### Goal of the exercise
Copy exactly the lines from the one containing "Convert this screenshot" through the one containing "string; selected?: boolean;", both included, and nothing else.

### Material provided
========

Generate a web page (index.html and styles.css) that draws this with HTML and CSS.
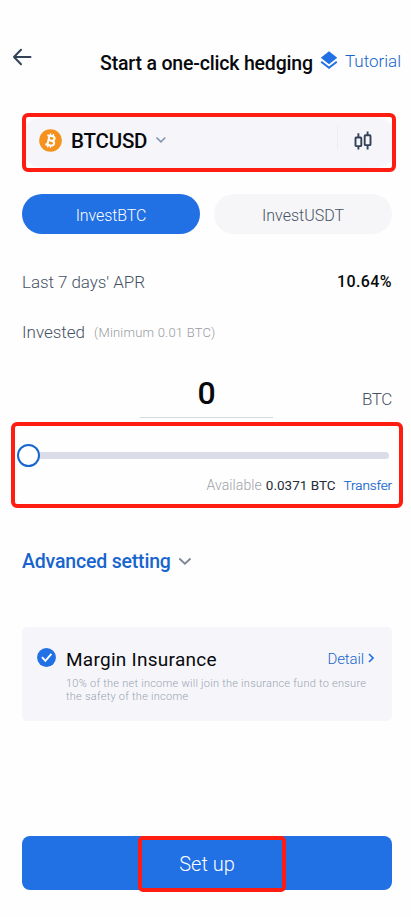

========

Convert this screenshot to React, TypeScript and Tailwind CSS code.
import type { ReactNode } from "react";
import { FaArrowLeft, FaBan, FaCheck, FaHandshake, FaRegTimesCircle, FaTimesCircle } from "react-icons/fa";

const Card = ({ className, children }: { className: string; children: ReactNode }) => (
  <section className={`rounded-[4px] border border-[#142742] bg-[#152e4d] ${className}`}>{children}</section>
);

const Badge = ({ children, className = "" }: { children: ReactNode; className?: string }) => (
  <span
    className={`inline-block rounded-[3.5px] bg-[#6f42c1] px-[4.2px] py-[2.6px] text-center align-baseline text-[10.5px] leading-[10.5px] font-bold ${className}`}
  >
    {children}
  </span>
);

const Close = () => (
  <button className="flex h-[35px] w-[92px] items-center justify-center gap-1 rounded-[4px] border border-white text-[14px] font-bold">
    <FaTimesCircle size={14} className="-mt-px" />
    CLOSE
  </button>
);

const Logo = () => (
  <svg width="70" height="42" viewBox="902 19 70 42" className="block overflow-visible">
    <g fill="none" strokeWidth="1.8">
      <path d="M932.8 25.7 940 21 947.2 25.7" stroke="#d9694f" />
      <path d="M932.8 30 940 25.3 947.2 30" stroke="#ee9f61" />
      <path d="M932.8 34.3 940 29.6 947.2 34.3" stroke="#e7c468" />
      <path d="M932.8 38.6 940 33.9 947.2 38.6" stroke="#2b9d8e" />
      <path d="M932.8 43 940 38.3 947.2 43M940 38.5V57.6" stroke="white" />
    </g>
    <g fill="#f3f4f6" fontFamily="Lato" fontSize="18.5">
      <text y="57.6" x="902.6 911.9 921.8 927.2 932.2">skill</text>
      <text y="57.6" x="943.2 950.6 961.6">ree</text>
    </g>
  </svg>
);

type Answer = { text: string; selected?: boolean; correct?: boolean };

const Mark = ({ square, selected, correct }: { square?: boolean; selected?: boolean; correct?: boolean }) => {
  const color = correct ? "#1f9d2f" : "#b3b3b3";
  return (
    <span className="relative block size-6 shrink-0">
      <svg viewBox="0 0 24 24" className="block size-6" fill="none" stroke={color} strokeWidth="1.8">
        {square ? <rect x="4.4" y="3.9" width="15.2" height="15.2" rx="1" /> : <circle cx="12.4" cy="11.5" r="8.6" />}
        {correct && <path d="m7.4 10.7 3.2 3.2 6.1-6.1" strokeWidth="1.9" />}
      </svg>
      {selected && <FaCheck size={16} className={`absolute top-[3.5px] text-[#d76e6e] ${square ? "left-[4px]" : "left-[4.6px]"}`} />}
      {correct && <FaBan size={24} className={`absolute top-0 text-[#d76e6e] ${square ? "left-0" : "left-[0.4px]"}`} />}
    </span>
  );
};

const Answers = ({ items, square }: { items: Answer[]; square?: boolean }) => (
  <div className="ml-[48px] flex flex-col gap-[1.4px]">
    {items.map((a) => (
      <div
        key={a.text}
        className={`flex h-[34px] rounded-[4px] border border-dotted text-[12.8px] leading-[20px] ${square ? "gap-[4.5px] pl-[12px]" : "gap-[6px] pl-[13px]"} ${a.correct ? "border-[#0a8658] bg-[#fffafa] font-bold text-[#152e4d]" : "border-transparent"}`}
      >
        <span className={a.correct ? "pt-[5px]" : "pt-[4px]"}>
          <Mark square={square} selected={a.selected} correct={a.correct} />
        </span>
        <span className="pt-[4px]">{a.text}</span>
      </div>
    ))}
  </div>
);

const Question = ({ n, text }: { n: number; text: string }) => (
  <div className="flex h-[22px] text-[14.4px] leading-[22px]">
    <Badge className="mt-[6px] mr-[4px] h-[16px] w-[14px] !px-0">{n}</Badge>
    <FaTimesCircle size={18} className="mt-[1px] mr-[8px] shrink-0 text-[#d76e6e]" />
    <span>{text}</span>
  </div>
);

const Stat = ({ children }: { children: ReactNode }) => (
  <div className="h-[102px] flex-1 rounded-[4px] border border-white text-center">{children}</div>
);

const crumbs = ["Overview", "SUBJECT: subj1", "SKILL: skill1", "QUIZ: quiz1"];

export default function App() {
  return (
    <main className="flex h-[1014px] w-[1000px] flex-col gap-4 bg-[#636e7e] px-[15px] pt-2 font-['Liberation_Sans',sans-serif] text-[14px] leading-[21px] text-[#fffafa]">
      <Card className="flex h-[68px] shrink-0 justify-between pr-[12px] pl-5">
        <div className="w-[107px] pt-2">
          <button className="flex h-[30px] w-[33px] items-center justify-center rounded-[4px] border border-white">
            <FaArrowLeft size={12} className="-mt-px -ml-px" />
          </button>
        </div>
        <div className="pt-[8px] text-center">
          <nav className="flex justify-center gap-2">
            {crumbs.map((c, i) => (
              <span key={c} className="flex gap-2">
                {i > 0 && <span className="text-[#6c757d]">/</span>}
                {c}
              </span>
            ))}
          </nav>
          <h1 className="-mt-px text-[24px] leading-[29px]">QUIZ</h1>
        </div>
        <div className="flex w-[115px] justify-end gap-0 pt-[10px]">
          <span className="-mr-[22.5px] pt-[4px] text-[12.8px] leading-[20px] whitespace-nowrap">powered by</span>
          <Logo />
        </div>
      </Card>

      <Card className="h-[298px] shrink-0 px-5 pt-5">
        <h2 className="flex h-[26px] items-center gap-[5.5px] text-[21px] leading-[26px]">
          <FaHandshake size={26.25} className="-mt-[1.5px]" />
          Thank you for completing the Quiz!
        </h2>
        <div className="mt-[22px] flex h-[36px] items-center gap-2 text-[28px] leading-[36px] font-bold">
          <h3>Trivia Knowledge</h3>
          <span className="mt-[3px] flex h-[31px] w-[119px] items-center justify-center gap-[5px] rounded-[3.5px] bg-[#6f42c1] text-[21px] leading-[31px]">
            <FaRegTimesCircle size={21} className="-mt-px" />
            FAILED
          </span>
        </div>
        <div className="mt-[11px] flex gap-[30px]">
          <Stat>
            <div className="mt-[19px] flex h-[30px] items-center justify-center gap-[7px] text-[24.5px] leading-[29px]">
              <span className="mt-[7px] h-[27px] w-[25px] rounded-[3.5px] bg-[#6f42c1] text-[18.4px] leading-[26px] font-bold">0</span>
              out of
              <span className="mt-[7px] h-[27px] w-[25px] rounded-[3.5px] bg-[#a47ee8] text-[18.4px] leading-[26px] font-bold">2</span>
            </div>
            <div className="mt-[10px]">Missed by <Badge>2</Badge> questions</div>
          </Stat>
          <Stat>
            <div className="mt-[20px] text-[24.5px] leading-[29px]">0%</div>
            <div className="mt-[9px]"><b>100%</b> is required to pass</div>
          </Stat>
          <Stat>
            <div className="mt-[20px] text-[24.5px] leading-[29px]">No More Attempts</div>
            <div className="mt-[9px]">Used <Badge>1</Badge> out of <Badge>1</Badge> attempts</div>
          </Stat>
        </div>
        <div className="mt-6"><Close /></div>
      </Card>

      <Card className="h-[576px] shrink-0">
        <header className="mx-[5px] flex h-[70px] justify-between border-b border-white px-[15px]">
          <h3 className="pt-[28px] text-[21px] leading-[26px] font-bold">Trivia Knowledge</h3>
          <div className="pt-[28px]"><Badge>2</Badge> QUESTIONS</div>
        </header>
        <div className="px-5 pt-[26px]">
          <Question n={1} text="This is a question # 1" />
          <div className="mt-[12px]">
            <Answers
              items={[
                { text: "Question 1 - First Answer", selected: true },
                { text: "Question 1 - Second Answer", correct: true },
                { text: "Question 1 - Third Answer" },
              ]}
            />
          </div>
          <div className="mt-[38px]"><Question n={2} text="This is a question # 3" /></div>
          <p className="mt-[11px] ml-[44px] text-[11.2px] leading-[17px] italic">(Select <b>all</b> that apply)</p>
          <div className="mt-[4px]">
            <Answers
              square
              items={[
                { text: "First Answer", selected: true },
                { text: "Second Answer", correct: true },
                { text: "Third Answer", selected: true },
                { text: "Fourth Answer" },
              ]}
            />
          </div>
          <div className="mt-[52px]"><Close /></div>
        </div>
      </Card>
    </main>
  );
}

========

### Final answer
Convert this screenshot to React, TypeScript and Tailwind CSS code.
import type { ReactNode } from "react";
import { FaArrowLeft, FaBan, FaCheck, FaHandshake, FaRegTimesCircle, FaTimesCircle } from "react-icons/fa";

const Card = ({ className, children }: { className: string; children: ReactNode }) => (
  <section className={`rounded-[4px] border border-[#142742] bg-[#152e4d] ${className}`}>{children}</section>
);

const Badge = ({ children, className = "" }: { children: ReactNode; className?: string }) => (
  <span
    className={`inline-block rounded-[3.5px] bg-[#6f42c1] px-[4.2px] py-[2.6px] text-center align-baseline text-[10.5px] leading-[10.5px] font-bold ${className}`}
  >
    {children}
  </span>
);

const Close = () => (
  <button className="flex h-[35px] w-[92px] items-center justify-center gap-1 rounded-[4px] border border-white text-[14px] font-bold">
    <FaTimesCircle size={14} className="-mt-px" />
    CLOSE
  </button>
);

const Logo = () => (
  <svg width="70" height="42" viewBox="902 19 70 42" className="block overflow-visible">
    <g fill="none" strokeWidth="1.8">
      <path d="M932.8 25.7 940 21 947.2 25.7" stroke="#d9694f" />
      <path d="M932.8 30 940 25.3 947.2 30" stroke="#ee9f61" />
      <path d="M932.8 34.3 940 29.6 947.2 34.3" stroke="#e7c468" />
      <path d="M932.8 38.6 940 33.9 947.2 38.6" stroke="#2b9d8e" />
      <path d="M932.8 43 940 38.3 947.2 43M940 38.5V57.6" stroke="white" />
    </g>
    <g fill="#f3f4f6" fontFamily="Lato" fontSize="18.5">
      <text y="57.6" x="902.6 911.9 921.8 927.2 932.2">skill</text>
      <text y="57.6" x="943.2 950.6 961.6">ree</text>
    </g>
  </svg>
);

type Answer = { text: string; selected?: boolean; correct?: boolean };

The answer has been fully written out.